Je vous demande de voter pour la démocratie, pour le Pérou et contre l'instabilité
Dans la dernière partie de son allocution, le président a indiqué que malgré la crise que traverse le pays, il faut avoir « foi et confiance » dans l'avenir du pays. Il a également demandé aux parlementaires de continuer à travailler ensemble. « Les défis urgents que nous avons en matière de santé, d'éducation, d'économie, de sécurité, exigent que nous travaillions ensemble, que nous mettions de côté les aversions et la méfiance, et que nous agissions avec grandeur, engagement et patriotisme », a-t-il déclaré.
La présidente du Parlement, María del Carmen Alva, a ensuite dû suspendre la séance et convoqué un conseil des porte-paroles des groupes parlementaires suite à un incident provoqué par la députée fujimoriste Leslie Olivos qui a brandi une affiche avec la phrase « Vacancia ya » (Destitution immédiate !) lors de l'intervention de l'avocat du président, José Félix Palomino.
Après le retour au calme, Palomino a pu reprendre son exposé des arguments de défense contre les différents points abordés dans la demande de destitution.
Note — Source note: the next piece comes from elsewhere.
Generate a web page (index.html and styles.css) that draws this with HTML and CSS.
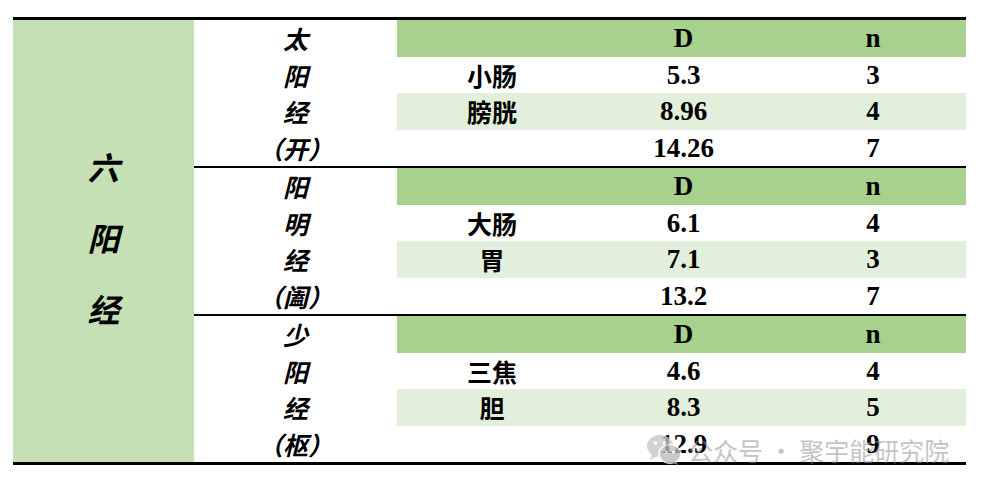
FILE: index.html
```html
<!DOCTYPE html>
<html lang="zh">
<head>
<meta charset="utf-8">
<link rel="stylesheet" href="styles.css">
</head>
<body>
<div class="table">
  <div class="side">
    <div>六</div>
    <div>阳</div>
    <div>经</div>
  </div>
  <div class="groups">
    <div class="group">
      <div class="meridian"><div>太</div><div>阳</div><div>经</div><div>（开）</div></div>
      <div class="rows">
        <div class="row head"><span></span><span class="num">D</span><span class="num">n</span></div>
        <div class="row"><span class="organ">小肠</span><span class="num">5.3</span><span class="num">3</span></div>
        <div class="row light"><span class="organ">膀胱</span><span class="num">8.96</span><span class="num">4</span></div>
        <div class="row"><span></span><span class="num">14.26</span><span class="num">7</span></div>
      </div>
    </div>
    <div class="group sep">
      <div class="meridian"><div>阳</div><div>明</div><div>经</div><div>（阖）</div></div>
      <div class="rows">
        <div class="row head"><span></span><span class="num">D</span><span class="num">n</span></div>
        <div class="row"><span class="organ">大肠</span><span class="num">6.1</span><span class="num">4</span></div>
        <div class="row light"><span class="organ">胃</span><span class="num">7.1</span><span class="num">3</span></div>
        <div class="row"><span></span><span class="num">13.2</span><span class="num">7</span></div>
      </div>
    </div>
    <div class="group sep">
      <div class="meridian"><div>少</div><div>阳</div><div>经</div><div>（枢）</div></div>
      <div class="rows">
        <div class="row head"><span></span><span class="num">D</span><span class="num">n</span></div>
        <div class="row"><span class="organ">三焦</span><span class="num">4.6</span><span class="num">4</span></div>
        <div class="row light"><span class="organ">胆</span><span class="num">8.3</span><span class="num">5</span></div>
        <div class="row"><span></span><span class="num">12.9</span><span class="num">9</span></div>
      </div>
    </div>
  </div>
  <div class="watermark">
    <svg class="wx" width="36" height="32" viewBox="0 0 36 32">
      <ellipse cx="14" cy="12" rx="13" ry="11" fill="#c8c8c8"/>
      <path d="M6 20 L4 26 L11 22 Z" fill="#c8c8c8"/>
      <circle cx="9.5" cy="9" r="1.8" fill="#fff"/>
      <circle cx="18.5" cy="9" r="1.8" fill="#fff"/>
      <ellipse cx="24" cy="20" rx="11" ry="9.5" fill="#bcbcbc" stroke="#fff" stroke-width="1.5"/>
      <path d="M30 27 L32 31 L26 28.5 Z" fill="#bcbcbc"/>
      <circle cx="20.5" cy="18" r="1.5" fill="#fff"/>
      <circle cx="27.5" cy="18" r="1.5" fill="#fff"/>
    </svg>
    <span class="wm-text">公众号 · 聚宇能研究院</span>
  </div>
</div>
</body>
</html>
```

FILE: styles.css
```css
html, body {
  margin: 0;
  padding: 0;
  background: #ffffff;
}

.table {
  position: relative;
  margin: 17px 0 0 13px;
  width: 953px;
  display: flex;
  border-top: 3px solid #000;
  border-bottom: 3px solid #000;
}

.side {
  width: 181px;
  background: #c5e0b4;
  display: flex;
  flex-direction: column;
  align-items: center;
  justify-content: center;
  padding-bottom: 8px;
  box-sizing: border-box;
  font-family: "Noto Sans CJK SC", "DejaVu Sans", sans-serif;
  font-style: italic;
  font-weight: 700;
  font-size: 32px;
  line-height: 71px;
  color: #000;
}

.groups {
  width: 772px;
  display: flex;
  flex-direction: column;
}

.group {
  display: flex;
}

.group.sep {
  border-top: 2px solid #000;
}

.meridian {
  width: 203px;
  display: flex;
  flex-direction: column;
  font-family: "Noto Sans CJK SC", "DejaVu Sans", sans-serif;
  font-style: italic;
  font-weight: 700;
  font-size: 25px;
  color: #000;
}

.meridian div {
  height: 36.5px;
  line-height: 36.5px;
  text-align: center;
}

.rows {
  width: 569px;
  display: flex;
  flex-direction: column;
}

.row {
  height: 36.5px;
  display: grid;
  grid-template-columns: 190px 193px 186px;
  align-items: center;
  text-align: center;
}

.row.head {
  background: #a9d18e;
}

.row.light {
  background: #e2efda;
}

.organ {
  font-family: "Noto Sans CJK SC", "DejaVu Sans", sans-serif;
  font-weight: 700;
  font-size: 25px;
  line-height: 36px;
}

.num {
  font-family: "Liberation Serif", "Times New Roman", serif;
  font-weight: 700;
  font-size: 27px;
  line-height: 36px;
}

.watermark {
  position: absolute;
  left: 633px;
  top: 412px;
  display: flex;
  align-items: center;
  gap: 6px;
  opacity: 0.8;
}

.wx {
  display: block;
}

.wm-text {
  font-family: "Noto Sans CJK SC", "DejaVu Sans", sans-serif;
  font-size: 25px;
  color: rgba(150, 150, 150, 0.7);
  white-space: nowrap;
}
```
Le débat des parlementaires sur la motion de censure n’a finalement commencé que trois heures après le début de la séance, vers 18h, pour se terminer par le vote après 23h. Pour officialiser la destitution du chef de l'Etat, 2/3 du nombre total des membres du Congrès, soit 87 voix, étaient nécessaires, mais ce résultat n’a pas été atteint.
55 votes « pour », 54 votes « contre » et 19 abstentions
Pérou, six ans de crise politique, économique et sociale
Depuis les élections générales de 2016, lorsque Pedro Pablo Kuczynski (PPK) a été élu président de la République, en battant Keiko Fujimori au second tour - fille du dictateur Alberto Fujimori - tout a commencé à se dégrader dans le pays. Suite à la présidence de PPK, qui n'a duré que deux ans après sa démission le 23 mars 2018, Martín Vizcarra a occupé cette fonction également pendant deux ans avant d’être destitué par le Congrès pour « incapacité morale » en novembre 2020. Son successeur, Manuel Merino, gouvernera moins de cinq jours puisqu’il démissionnera face à la pression des manifestations de la rue. Francisco Sagasti devient alors le troisième président du Pérou en une semaine. Il sera en poste de novembre 2020 à juillet 2021, date de l’élection controversée de Pedro Castillo.
Cette deuxième tentative de destitution contre Castillo, en seulement huit mois de gouvernance, enfonce toujours un peu plus le Pérou dans une véritable instabilité politique, économique et sociale. « La censure présidentielle a été banalisée. Cela enlève le sérieux de la politique. Face aux erreurs commises par l'exécutif, le Congrès n'aide pas beaucoup non plus. Tout cela a commencé lorsque Keiko Fujimori l'a utilisée pour évincer PPK, ce qui a généré une fracture qui n'a pas encore été refermée. La motion de censure contre PPK est survenue comme un caprice personnel de Mme Fujimori et est ensuite devenue une stratégie d'opposition standard » a déclaré Guillermo Nugent, historien et sociologue péruvien.
La CIDH s'inquiète de l'utilisation répétée de la censure présidentielle au Pérou
La Commission interaméricaine des droits de l'homme (CIDH) estime que cette mesure ne doit pas être utilisée « pour affecter l'ordre démocratique constitué et les droits politiques des Péruviens »
En rappelant que la procédure de censure présidentielle a été lancée 6 fois depuis décembre 2017, la CIDH explique que cette mesure contribue aux problèmes de gouvernance du Pérou, un pays qui a eu 5 présidents et 3 parlements depuis 2016, un pays affaibli par les affrontements entre les différents pouvoirs public.
La CIDH souligne donc la nécessité urgente de redéfinir la procédure de censure présidentielle pour sortir de la subjectivité associée à la notion d’incapacité morale permanente, afin d'éviter son utilisation systématique, et rappelle que, conformément à la Charte démocratique interaméricaine, la séparation des pouvoirs est essentiel à la démocratie représentative.